- **TO DO**
Find how many lines in the data below include the word "this", then write only that number.

:: DATASET EXCERPTS

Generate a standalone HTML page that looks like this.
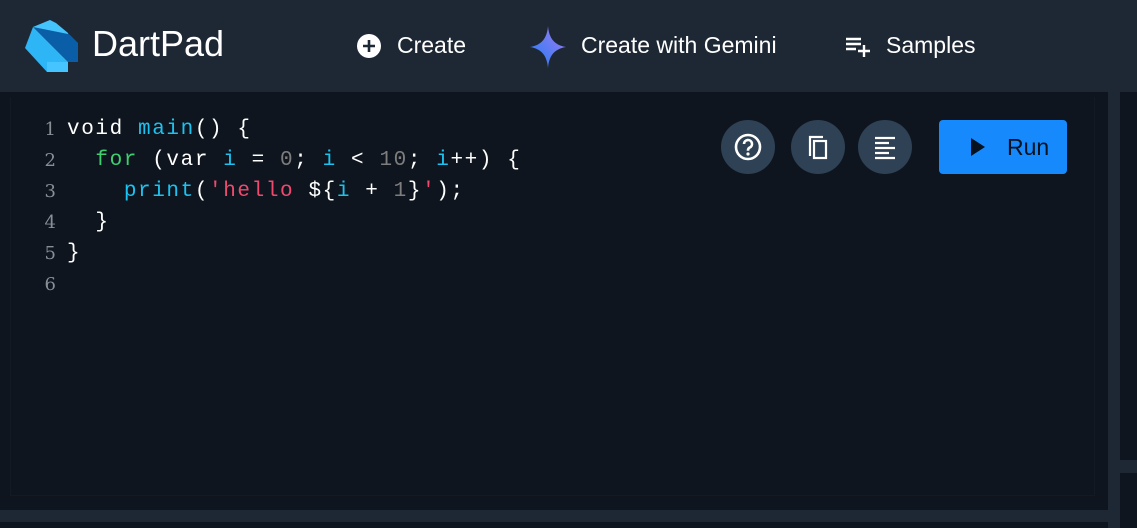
<!DOCTYPE html>
<html><head><meta charset="utf-8"><style>
*{margin:0;padding:0;box-sizing:border-box}
body{width:1137px;height:528px;background:#0e151e;font-family:"Liberation Sans",sans-serif;position:relative;overflow:hidden}
.hdr{position:absolute;left:0;top:0;width:1137px;height:92px;background:#1e2835}
.title{position:absolute;left:92px;top:23px;color:#fff;font-size:36px}
.nav{position:absolute;top:32px;color:#fff;font-size:23px}
.vdiv{position:absolute;left:1108px;top:92px;width:12px;height:436px;background:#1d2834}
.hdiv{position:absolute;left:0;top:510px;width:1108px;height:12px;background:#1d2834}
.rdiv{position:absolute;left:1120px;top:460px;width:17px;height:13px;background:#1d2834}
.ed{position:absolute;left:10px;top:97px;width:1085px;height:399px;border-left:1px solid #121a24;border-bottom:1px solid #121a24;border-right:1px solid #121a24}
.code{position:absolute;left:67px;top:114px;font-family:"Liberation Mono",monospace;font-size:21px;letter-spacing:1.6px;line-height:31px;color:#fff;white-space:pre}
.ln{position:absolute;left:40px;top:114px;font-family:"DejaVu Serif",serif;font-size:18px;line-height:31px;color:#8a8f96;text-align:right;width:16px}
.b{color:#1cc2f0}.g{color:#3ecf6e}.n{color:#7d7d7d}.s{color:#ef4a6e}
.cb{position:absolute;top:120px;width:54px;height:54px;border-radius:50%;background:#2e4155}
.run{position:absolute;left:939px;top:120px;width:128px;height:54px;background:#168afc;border-radius:4px;color:#06121f;font-size:23px}
</style></head><body>
<div class="hdr">
<svg style="position:absolute;left:0;top:0" width="90" height="90" viewBox="0 0 90 90">
<polygon points="33,27 50,20 68,33 78,43 78,62 68,62" fill="#0a5ea8"/>
<polygon points="33,27 68,62 68,72 47,72 25,48" fill="#2db5f6"/>
<polygon points="33,27 50,20 56,23 68,33 68,34" fill="#45c3fb"/>
<polygon points="47,62 68,62 68,72 47,72" fill="#45c4ff"/>
</svg>
<div class="title">DartPad</div>
<svg style="position:absolute;left:356px;top:33px" width="26" height="26" viewBox="0 0 26 26"><circle cx="13" cy="13" r="12" fill="#fff"/><path d="M13 7v12M7 13h12" stroke="#1e2835" stroke-width="2.6"/></svg>
<div class="nav" style="left:397px">Create</div>
<svg style="position:absolute;left:530px;top:26px" width="36" height="42" viewBox="0 0 36 42"><defs><linearGradient id="gg" x1="0" y1="1" x2="1" y2="0"><stop offset="0" stop-color="#1a7cf5"/><stop offset="1" stop-color="#a67df0"/></linearGradient></defs><path d="M18 0C19 12 24 19 36 21C24 23 19 30 18 42C17 30 12 23 0 21C12 19 17 12 18 0Z" fill="url(#gg)"/></svg>
<div class="nav" style="left:581px">Create with Gemini</div>
<svg style="position:absolute;left:845px;top:36px" width="26" height="22" viewBox="0 0 26 22"><path d="M1 3h15M1 8h15M1 13h10M19 9v12M13 15h12" stroke="#fff" stroke-width="2.4"/></svg>
<div class="nav" style="left:886px">Samples</div>
</div>
<div class="ed"></div>
<div class="ln">1<br>2<br>3<br>4<br>5<br>6</div>
<div class="code">void <span class="b">main</span>() {
  <span class="g">for</span> (var <span class="b">i</span> = <span class="n">0</span>; <span class="b">i</span> &lt; <span class="n">10</span>; <span class="b">i</span>++) {
    <span class="b">print</span>(<span class="s">'hello </span>${<span class="b">i</span> + <span class="n">1</span>}<span class="s">'</span>);
  }
}</div>
<div class="cb" style="left:721px"><svg width="54" height="54" viewBox="0 0 54 54"><circle cx="27" cy="27" r="12" fill="none" stroke="#fff" stroke-width="2.6"/><path d="M23 24a4 4 0 1 1 5.5 3.7c-1.2.6-1.5 1.3-1.5 3" fill="none" stroke="#fff" stroke-width="2.6"/><circle cx="27" cy="34" r="1.6" fill="#fff"/></svg></div>
<div class="cb" style="left:791px"><svg width="54" height="54" viewBox="0 0 54 54"><path d="M19 36V17h13" fill="none" stroke="#fff" stroke-width="2.2"/><rect x="23" y="21" width="12" height="17" fill="none" stroke="#fff" stroke-width="2.2"/></svg></div>
<div class="cb" style="left:858px"><svg width="54" height="54" viewBox="0 0 54 54"><path d="M17 18h20M17 23h14M17 28h20M17 33h14M17 38h20" stroke="#fff" stroke-width="2.2"/></svg></div>
<div class="run"><svg style="position:absolute;left:30px;top:17px" width="18" height="20" viewBox="0 0 18 20"><path d="M2 1L16 10L2 19Z" fill="#06121f"/></svg><span style="position:absolute;left:68px;top:14px">Run</span></div>
<div class="vdiv"></div>
<div class="hdiv"></div>
<div class="rdiv"></div>
</body></html>
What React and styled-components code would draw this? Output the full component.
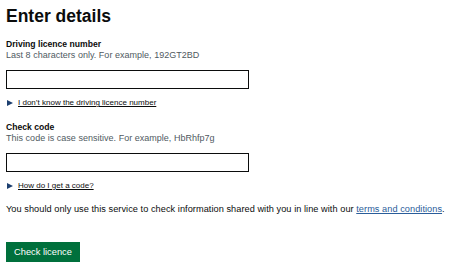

::::

- **EXERCISE RESPONSE**
2